4. Experimental Results

Experiments were conducted on the COCO val2017 dataset using an NVIDIA T4 GPU.

State-of-the-Art Performance:
- Association DETR-R34: Achieved 54.6 mAP (APval) and 71.6 AP50 with 153 FPS. This outperforms YOLOv10/11/12 and other DETR variants with similar parameter counts (<40M).
- Association DETR-R50: Achieved 55.7 mAP (APval) and 74.0 AP50 with 104 FPS.
Plug-in Effectiveness (Table 3):
- Integrating the AE into RT-DETR-R34 increased mAP by 5.7 points (48.9 $\to$ 54.6) with only a ~5.7% drop in FPS.
- Integrating into RT-DETR-R50 increased mAP by 2.6 points (53.1 $\to$ 55.7).
- The enhanced models outperformed heavier baselines (e.g., AE + DETR-R50 outperformed the base DETR-R101).
Ablation Studies (Table 4):
- BAM alone: Contributed +3.2 mAP (R34) and +1.3 mAP (R50).
- AM alone: Contributed +1.3 mAP (R34).
- Combined: The full AE provided the best results, proving that both background extraction and association enhancement are necessary.
- Comparison: The proposed AM outperformed a standard Basic ViT Encoder Layer (EL) despite having fewer parameters, validating the efficiency of the ConvFFN and Window Attention design.

5. Significance

Paradigm Shift: The paper challenges the prevailing focus on foreground-only features in object detection, demonstrating that background context is a vital, underutilized signal for improving accuracy.
Efficiency: It proves that high performance does not require massive parameter counts.
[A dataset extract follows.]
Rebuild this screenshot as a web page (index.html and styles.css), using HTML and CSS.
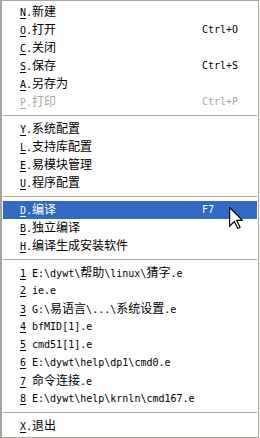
FILE: index.html
```html
<!DOCTYPE html>
<html>
<head>
<meta charset="utf-8">
<link rel="stylesheet" href="styles.css">
</head>
<body>
<div class="menu">
  <div class="item"><span class="label"><span class="l"><u>N</u>.</span>新建</span></div>
  <div class="item"><span class="label"><span class="l"><u>O</u>.</span>打开</span><span class="key l">Ctrl+O</span></div>
  <div class="item"><span class="label"><span class="l"><u>C</u>.</span>关闭</span></div>
  <div class="item"><span class="label"><span class="l"><u>S</u>.</span>保存</span><span class="key l">Ctrl+S</span></div>
  <div class="item"><span class="label"><span class="l"><u>A</u>.</span>另存为</span></div>
  <div class="item disabled"><span class="label"><span class="l"><u>P</u>.</span>打印</span><span class="key l">Ctrl+P</span></div>
  <div class="sep"></div>
  <div class="item"><span class="label"><span class="l"><u>Y</u>.</span>系统配置</span></div>
  <div class="item"><span class="label"><span class="l"><u>L</u>.</span>支持库配置</span></div>
  <div class="item"><span class="label"><span class="l"><u>E</u>.</span>易模块管理</span></div>
  <div class="item"><span class="label"><span class="l"><u>U</u>.</span>程序配置</span></div>
  <div class="sep"></div>
  <div class="item active"><span class="label"><span class="l"><u>D</u>.</span>编译</span><span class="key l">F7</span></div>
  <div class="item"><span class="label"><span class="l"><u>B</u>.</span>独立编译</span></div>
  <div class="item"><span class="label"><span class="l"><u>H</u>.</span>编译生成安装软件</span></div>
  <div class="sep"></div>
  <div class="item"><span class="label"><span class="l num"><u>1</u></span><span class="l">E:\dywt\</span>帮助<span class="l">\linux\</span>猜字<span class="l">.e</span></span></div>
  <div class="item"><span class="label"><span class="l num"><u>2</u></span><span class="l">ie.e</span></span></div>
  <div class="item"><span class="label"><span class="l num"><u>3</u></span><span class="l">G:\</span>易语言<span class="l">\...\</span>系统设置<span class="l">.e</span></span></div>
  <div class="item"><span class="label"><span class="l num"><u>4</u></span><span class="l">bfMID[1].e</span></span></div>
  <div class="item"><span class="label"><span class="l num"><u>5</u></span><span class="l">cmd51[1].e</span></span></div>
  <div class="item"><span class="label"><span class="l num"><u>6</u></span><span class="l">E:\dywt\help\dp1\cmd0.e</span></span></div>
  <div class="item"><span class="label"><span class="l num"><u>7</u></span>命令连接<span class="l">.e</span></span></div>
  <div class="item"><span class="label"><span class="l num"><u>8</u></span><span class="l">E:\dywt\help\krnln\cmd167.e</span></span></div>
  <div class="sep"></div>
  <div class="item"><span class="label"><span class="l"><u>X</u>.</span>退出</span></div>
</div>
<svg class="cursor" width="14" height="22" viewBox="0 0 12 19">
  <path d="M0.5 0.5 V16.5 L4.5 12.5 L7.5 18.5 L9.5 17.5 L6.5 11.5 H11.5 Z" fill="#fff" stroke="#000" stroke-width="1" stroke-linejoin="miter"/>
</svg>
</body>
</html>
```

FILE: styles.css
```css
html, body {
  margin: 0;
  padding: 0;
  background: #fff;
}
body {
  position: relative;
  width: 260px;
  height: 438px;
  overflow: hidden;
  font-family: "Noto Sans CJK SC", sans-serif;
  font-size: 12px;
  color: #000;
}
.menu {
  box-sizing: border-box;
  width: 259px;
  height: 438px;
  border: 1px solid #a7a59d;
  border-left-width: 2px;
  padding: 2px 1px;
  display: flex;
  flex-direction: column;
}
.item {
  display: flex;
  align-items: center;
  height: 18px;
  line-height: 18px;
  padding-left: 17px;
  white-space: nowrap;
}
.label {
  width: 182px;
  display: flex;
  align-items: baseline;
}
.key {
  flex: none;
}
.l {
  font-family: "DejaVu Sans Mono", monospace;
  font-size: 10px;
}
.num {
  margin-right: 6px;
}
u {
  text-decoration: underline;
  text-underline-offset: 2px;
}
.disabled {
  color: #aca899;
}
.active {
  background: #316ac5;
  color: #fff;
}
.sep {
  height: 9px;
  display: flex;
  align-items: center;
}
.sep::before {
  content: "";
  display: block;
  width: 100%;
  height: 1px;
  background: #aca899;
}
.cursor {
  position: absolute;
  left: 229px;
  top: 207px;
}
```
By using a lightweight, pre-trained attention module, the model achieves SOTA results while remaining suitable for real-time applications (high FPS).
Generalizability: The "Association Encoder" is not limited to the proposed model; it serves as a universal booster for existing DETR architectures, offering a practical solution for researchers and engineers to upgrade current models with minimal effort.

In conclusion, Association DETR successfully bridges the gap between foreground detection and background understanding, setting a new benchmark for real-time object detection on the COCO dataset.